#### [Task prompt]
Nothing after the line with "const Gap = ()" belongs in the copy; extract the lines below from the top through that line, pictures left out.
--- begin Data segment ---
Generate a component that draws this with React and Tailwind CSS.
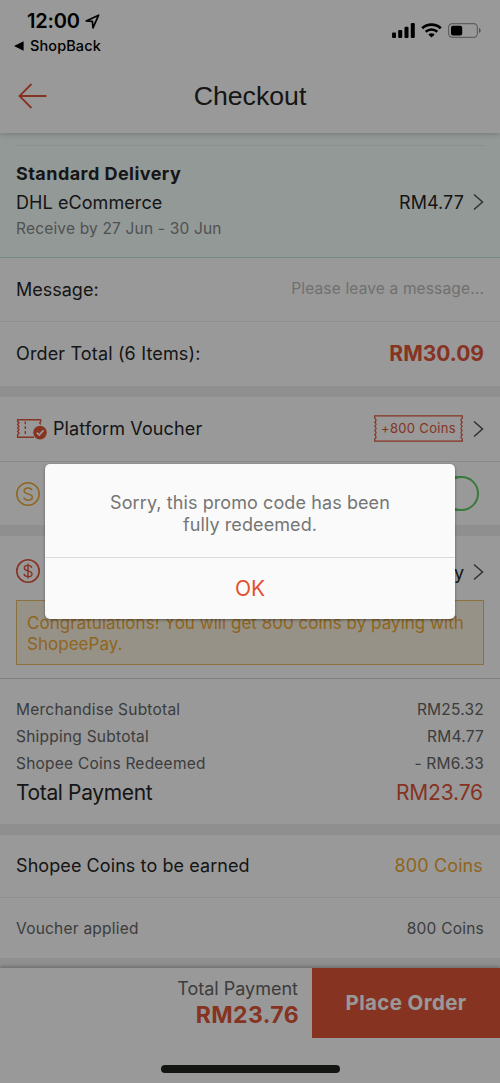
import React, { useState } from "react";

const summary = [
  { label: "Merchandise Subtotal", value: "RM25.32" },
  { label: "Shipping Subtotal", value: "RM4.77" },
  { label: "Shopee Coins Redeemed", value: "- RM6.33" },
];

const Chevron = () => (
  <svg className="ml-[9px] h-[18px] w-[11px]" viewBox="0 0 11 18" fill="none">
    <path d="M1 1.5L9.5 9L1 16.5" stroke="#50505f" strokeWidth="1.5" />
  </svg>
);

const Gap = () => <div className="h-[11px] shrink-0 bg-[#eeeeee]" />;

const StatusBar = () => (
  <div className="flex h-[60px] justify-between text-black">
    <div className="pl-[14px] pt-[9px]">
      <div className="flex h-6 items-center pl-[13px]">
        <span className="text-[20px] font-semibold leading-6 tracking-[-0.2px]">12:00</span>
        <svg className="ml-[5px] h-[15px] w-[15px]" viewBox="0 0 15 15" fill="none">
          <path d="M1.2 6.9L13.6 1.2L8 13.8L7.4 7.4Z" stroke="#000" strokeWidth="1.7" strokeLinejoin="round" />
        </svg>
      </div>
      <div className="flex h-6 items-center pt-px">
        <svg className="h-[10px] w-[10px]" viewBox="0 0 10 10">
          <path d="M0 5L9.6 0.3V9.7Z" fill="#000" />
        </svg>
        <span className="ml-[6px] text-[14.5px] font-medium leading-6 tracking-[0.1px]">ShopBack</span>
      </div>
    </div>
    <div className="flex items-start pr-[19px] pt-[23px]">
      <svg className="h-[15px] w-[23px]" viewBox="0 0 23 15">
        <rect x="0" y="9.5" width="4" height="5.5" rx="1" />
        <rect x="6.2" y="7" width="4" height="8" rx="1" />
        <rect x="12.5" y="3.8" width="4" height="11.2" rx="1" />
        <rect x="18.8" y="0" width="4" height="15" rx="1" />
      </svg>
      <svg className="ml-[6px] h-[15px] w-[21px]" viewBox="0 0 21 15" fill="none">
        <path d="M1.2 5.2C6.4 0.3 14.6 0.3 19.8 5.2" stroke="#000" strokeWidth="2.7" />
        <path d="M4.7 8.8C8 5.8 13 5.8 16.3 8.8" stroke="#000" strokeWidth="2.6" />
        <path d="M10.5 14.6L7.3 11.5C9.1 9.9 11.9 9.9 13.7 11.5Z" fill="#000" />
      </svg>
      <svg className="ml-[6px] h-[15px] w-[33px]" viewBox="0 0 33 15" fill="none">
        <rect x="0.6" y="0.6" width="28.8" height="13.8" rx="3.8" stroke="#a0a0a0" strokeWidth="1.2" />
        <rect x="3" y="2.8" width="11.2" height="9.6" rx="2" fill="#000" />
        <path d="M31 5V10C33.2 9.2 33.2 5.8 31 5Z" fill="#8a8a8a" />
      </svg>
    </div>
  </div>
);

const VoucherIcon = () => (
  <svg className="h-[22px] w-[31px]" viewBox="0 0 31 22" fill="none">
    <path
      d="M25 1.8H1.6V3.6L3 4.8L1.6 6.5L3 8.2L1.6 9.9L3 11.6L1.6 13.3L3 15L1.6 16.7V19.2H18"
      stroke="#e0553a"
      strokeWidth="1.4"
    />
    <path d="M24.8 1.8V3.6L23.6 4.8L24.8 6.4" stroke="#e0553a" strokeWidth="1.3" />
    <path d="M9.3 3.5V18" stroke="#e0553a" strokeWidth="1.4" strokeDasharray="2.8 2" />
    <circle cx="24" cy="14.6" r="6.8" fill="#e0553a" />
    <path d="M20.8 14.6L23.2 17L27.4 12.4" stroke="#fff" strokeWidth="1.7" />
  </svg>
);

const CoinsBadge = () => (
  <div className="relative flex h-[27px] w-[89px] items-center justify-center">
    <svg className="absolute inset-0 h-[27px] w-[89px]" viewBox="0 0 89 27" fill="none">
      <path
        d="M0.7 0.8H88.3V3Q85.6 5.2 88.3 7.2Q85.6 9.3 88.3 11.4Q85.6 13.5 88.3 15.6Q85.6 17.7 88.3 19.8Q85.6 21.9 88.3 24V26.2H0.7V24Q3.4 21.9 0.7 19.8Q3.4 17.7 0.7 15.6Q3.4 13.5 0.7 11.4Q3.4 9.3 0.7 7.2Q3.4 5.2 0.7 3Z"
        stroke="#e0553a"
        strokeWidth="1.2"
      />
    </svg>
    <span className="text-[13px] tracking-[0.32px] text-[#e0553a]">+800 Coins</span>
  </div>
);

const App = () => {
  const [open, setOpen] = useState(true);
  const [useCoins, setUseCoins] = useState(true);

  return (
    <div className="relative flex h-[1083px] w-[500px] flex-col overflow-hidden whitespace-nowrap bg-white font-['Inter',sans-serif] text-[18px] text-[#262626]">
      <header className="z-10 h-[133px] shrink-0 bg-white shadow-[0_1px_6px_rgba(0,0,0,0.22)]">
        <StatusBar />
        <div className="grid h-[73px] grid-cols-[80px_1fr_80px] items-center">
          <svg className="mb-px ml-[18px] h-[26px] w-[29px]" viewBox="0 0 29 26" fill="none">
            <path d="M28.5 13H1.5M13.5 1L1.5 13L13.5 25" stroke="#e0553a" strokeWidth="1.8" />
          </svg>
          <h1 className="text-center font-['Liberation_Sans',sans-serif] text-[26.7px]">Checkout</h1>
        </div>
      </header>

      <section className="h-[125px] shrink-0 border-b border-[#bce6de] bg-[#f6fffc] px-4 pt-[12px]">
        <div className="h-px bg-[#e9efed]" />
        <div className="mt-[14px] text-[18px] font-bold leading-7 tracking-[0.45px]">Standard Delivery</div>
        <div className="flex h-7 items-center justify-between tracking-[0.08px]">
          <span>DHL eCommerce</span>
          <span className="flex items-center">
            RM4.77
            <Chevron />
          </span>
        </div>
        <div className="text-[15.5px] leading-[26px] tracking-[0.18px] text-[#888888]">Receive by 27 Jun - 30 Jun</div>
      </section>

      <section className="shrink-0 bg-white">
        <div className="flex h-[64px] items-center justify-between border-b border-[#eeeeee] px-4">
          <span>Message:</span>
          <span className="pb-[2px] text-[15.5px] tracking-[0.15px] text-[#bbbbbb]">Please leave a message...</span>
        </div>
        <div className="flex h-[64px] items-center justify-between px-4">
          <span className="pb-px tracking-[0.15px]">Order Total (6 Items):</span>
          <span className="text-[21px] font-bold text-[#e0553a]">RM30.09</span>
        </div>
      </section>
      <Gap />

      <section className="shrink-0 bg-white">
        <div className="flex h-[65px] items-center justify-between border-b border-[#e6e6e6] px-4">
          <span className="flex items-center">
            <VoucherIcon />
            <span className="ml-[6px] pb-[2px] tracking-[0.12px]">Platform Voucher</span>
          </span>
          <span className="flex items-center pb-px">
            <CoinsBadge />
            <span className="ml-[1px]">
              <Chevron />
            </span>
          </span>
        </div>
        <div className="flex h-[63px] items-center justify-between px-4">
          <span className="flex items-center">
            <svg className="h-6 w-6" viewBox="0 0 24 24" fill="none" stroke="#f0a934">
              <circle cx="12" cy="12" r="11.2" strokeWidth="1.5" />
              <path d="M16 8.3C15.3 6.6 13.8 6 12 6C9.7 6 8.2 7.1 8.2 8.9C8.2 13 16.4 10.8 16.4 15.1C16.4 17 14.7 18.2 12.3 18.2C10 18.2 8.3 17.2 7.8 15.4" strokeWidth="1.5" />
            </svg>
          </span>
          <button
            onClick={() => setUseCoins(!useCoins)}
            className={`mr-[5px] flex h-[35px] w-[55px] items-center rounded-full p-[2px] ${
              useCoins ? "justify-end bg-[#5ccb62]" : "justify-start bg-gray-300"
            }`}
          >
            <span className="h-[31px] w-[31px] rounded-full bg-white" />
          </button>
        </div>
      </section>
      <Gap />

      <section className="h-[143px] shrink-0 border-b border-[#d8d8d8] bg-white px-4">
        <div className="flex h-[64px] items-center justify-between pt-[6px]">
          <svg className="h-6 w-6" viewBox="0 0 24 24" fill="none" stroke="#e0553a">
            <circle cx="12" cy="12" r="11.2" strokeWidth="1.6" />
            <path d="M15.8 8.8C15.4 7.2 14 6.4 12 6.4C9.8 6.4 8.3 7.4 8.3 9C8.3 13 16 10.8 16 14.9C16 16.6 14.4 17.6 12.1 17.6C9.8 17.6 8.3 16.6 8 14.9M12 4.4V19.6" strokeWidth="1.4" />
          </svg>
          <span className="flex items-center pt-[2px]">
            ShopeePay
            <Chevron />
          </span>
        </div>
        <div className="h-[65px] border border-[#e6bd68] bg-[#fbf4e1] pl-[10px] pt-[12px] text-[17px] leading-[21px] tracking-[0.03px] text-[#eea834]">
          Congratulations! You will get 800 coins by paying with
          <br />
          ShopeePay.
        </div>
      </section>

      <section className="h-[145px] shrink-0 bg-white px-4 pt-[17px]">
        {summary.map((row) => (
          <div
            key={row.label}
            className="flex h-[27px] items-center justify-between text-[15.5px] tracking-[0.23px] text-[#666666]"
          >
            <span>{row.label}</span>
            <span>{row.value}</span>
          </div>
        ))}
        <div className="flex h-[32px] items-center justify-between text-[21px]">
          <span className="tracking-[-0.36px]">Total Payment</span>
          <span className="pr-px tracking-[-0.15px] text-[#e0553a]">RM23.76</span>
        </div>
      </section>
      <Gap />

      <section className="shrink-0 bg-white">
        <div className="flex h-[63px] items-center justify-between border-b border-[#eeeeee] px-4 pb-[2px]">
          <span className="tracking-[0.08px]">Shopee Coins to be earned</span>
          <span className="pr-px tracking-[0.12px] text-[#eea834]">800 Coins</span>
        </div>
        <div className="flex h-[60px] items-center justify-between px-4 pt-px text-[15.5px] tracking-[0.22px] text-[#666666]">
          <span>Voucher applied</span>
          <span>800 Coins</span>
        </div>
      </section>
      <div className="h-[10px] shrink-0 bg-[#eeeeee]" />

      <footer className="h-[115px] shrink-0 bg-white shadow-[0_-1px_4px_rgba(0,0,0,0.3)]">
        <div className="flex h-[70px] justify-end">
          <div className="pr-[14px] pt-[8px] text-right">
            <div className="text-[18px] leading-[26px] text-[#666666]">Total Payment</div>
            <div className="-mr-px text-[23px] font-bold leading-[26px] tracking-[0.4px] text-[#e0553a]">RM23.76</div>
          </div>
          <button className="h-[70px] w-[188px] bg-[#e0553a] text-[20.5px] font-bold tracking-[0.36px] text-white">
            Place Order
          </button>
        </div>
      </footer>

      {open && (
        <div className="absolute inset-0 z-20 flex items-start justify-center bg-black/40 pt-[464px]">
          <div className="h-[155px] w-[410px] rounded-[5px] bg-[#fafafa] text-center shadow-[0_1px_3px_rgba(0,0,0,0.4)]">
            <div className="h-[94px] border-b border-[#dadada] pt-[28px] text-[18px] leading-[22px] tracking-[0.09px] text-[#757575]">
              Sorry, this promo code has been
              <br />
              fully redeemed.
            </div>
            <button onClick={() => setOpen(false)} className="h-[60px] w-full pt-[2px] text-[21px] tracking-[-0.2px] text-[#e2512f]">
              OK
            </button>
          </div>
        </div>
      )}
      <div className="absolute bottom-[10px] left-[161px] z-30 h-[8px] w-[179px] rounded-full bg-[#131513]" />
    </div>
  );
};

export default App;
--- end Data segment ---
#### [Written response]
Generate a component that draws this with React and Tailwind CSS.
import React, { useState } from "react";

const summary = [
  { label: "Merchandise Subtotal", value: "RM25.32" },
  { label: "Shipping Subtotal", value: "RM4.77" },
  { label: "Shopee Coins Redeemed", value: "- RM6.33" },
];

const Chevron = () => (
  <svg className="ml-[9px] h-[18px] w-[11px]" viewBox="0 0 11 18" fill="none">
    <path d="M1 1.5L9.5 9L1 16.5" stroke="#50505f" strokeWidth="1.5" />
  </svg>
);

const Gap = () => <div className="h-[11px] shrink-0 bg-[#eeeeee]" />;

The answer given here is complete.